Tuesday, March 30, 2021

Busqued se mató en un accidente doméstico bajo el tremendo sol (o las tremendas nubes) del otoño porteño

 

 

Andando en plena pepena libresca por rumbos ríoplatenses, le pedí a mi colega Máximo Chehin que me recomendara algo argento nuevo, chingón y de preferencia no tan conocido en México. No lo pensó dos veces y me recomendó a Carlos Busqued. Cuando lo vi en la foto de la solapa con la camiseta de Motorhead, el que no la pensó dos veces fui yo: este güey es de los míos, dije, y con eso de que casi no les tengo fe ciega a los anagrameros, de inmediato lo apañé. Me encontré con un excéntrico absoluto, zafado, outsider, exiliado en su propio mundo.
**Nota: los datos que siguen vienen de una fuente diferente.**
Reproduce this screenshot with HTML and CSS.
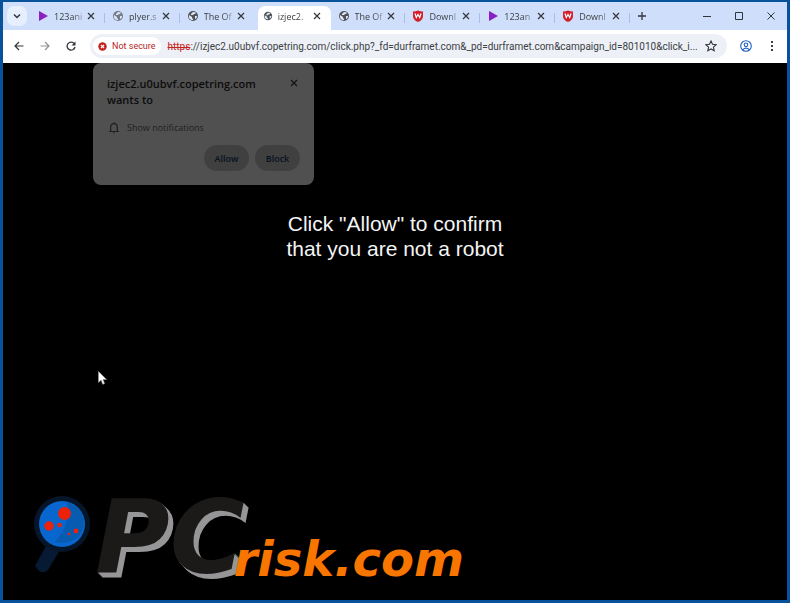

Bajo este sol tremendo es la historia de un anti héroe picaresco llamado Cetarti que es un pacheco de tiempo completo al que le pasan las cosas más absurdas. Su segundo y último libro, Magnetizado, es una suerte de Plata quemada o A sangre fría, un no ficción sobre un extravagante y taciturno asesino de taxistas que hizo de las suyas en el 82. Dos libros muy distintos entre sí, hermanados por su excentricidad. Creo que son los únicos dos que publicó. Hace unos minutos me enteré que Busqued se mató en un accidente doméstico bajo el tremendo sol (o las tremendas nubes) del otoño porteño. Canija primavera matraca.